• _Task directions_
Check every line of the material below for the string "with", and return the ones that have it.

• _Data provided_
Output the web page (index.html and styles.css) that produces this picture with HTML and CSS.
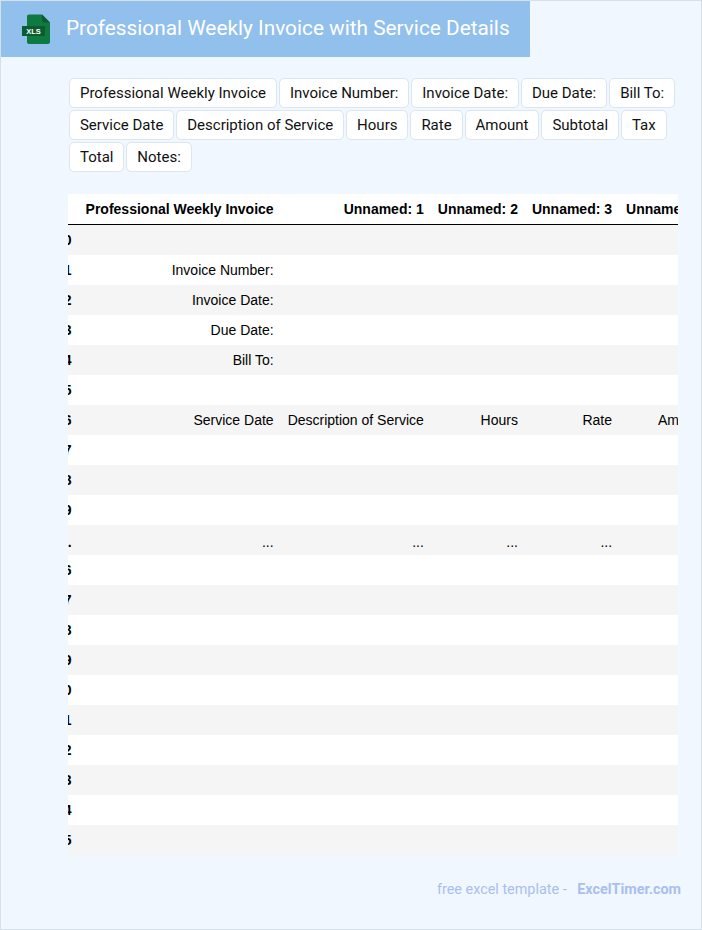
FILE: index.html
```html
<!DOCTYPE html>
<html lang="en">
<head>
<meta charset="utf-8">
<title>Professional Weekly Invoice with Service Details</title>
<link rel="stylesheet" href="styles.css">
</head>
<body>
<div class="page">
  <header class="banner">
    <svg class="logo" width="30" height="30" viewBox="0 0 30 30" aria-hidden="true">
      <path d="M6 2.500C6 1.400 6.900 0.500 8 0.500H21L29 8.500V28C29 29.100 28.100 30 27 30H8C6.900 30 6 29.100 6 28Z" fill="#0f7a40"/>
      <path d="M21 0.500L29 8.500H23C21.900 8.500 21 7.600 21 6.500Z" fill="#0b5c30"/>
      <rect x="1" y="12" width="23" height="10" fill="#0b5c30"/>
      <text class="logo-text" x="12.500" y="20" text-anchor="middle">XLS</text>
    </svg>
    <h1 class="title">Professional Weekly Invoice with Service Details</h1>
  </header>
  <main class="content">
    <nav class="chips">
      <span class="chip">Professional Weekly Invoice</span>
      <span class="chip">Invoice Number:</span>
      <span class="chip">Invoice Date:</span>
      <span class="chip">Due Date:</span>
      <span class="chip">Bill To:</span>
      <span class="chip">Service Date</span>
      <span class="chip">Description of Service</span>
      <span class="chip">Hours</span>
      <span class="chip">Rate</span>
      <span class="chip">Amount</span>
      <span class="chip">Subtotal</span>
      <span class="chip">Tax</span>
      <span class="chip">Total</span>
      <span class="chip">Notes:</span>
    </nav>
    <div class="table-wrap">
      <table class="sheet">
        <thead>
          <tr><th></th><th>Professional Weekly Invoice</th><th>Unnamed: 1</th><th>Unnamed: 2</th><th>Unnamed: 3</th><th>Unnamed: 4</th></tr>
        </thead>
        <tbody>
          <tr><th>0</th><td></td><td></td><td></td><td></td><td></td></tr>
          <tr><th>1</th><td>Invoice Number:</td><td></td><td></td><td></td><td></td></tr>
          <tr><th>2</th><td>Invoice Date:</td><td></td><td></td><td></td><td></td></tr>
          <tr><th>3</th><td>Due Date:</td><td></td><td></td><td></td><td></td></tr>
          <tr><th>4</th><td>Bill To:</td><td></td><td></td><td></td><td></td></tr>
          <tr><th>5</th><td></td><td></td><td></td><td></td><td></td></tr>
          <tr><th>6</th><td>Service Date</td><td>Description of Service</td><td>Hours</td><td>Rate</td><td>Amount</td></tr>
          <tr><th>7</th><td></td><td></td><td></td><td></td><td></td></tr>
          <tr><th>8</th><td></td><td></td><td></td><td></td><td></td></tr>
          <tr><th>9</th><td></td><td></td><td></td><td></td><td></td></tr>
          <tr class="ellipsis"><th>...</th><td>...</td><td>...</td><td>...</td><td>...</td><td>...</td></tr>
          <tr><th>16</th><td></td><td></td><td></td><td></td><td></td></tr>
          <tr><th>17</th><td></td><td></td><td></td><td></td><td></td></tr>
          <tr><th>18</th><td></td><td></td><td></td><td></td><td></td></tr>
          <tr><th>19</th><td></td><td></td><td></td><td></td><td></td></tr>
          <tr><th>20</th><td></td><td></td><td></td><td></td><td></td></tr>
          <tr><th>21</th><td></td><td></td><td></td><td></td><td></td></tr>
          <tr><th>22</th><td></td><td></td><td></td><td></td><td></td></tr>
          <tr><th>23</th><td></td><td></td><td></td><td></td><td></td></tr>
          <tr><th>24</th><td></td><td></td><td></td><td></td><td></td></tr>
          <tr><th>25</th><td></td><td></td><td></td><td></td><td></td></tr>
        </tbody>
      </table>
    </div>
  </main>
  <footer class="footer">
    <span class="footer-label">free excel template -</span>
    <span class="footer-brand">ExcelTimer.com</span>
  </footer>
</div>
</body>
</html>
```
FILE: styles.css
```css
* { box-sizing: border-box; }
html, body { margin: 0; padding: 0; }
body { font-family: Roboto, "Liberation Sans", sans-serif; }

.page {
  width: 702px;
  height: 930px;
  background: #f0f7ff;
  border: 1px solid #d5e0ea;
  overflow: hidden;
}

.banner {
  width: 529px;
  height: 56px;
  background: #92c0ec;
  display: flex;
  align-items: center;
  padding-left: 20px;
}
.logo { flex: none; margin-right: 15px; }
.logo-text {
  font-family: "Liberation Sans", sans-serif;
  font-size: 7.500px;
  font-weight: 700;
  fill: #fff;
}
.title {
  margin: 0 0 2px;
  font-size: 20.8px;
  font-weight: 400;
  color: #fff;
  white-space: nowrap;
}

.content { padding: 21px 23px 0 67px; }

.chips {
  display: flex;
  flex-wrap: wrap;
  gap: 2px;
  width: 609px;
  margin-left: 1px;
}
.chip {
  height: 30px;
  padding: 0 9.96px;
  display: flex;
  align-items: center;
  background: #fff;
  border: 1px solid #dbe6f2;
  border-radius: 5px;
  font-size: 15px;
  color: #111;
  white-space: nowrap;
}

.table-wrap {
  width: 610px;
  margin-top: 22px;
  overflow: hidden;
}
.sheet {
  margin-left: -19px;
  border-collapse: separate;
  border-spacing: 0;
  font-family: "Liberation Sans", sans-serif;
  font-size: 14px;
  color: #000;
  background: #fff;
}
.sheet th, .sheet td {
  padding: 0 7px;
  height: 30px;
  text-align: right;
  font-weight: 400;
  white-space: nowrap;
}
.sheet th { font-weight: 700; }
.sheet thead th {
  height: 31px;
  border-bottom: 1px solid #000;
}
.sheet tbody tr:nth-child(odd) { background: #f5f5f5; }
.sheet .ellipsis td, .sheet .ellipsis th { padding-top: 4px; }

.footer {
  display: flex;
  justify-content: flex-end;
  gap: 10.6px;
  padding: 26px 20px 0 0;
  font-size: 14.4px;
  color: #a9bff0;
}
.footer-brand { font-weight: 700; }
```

• _In response_
Output the web page (index.html and styles.css) that produces this picture with HTML and CSS.
<title>Professional Weekly Invoice with Service Details</title>
    <h1 class="title">Professional Weekly Invoice with Service Details</h1>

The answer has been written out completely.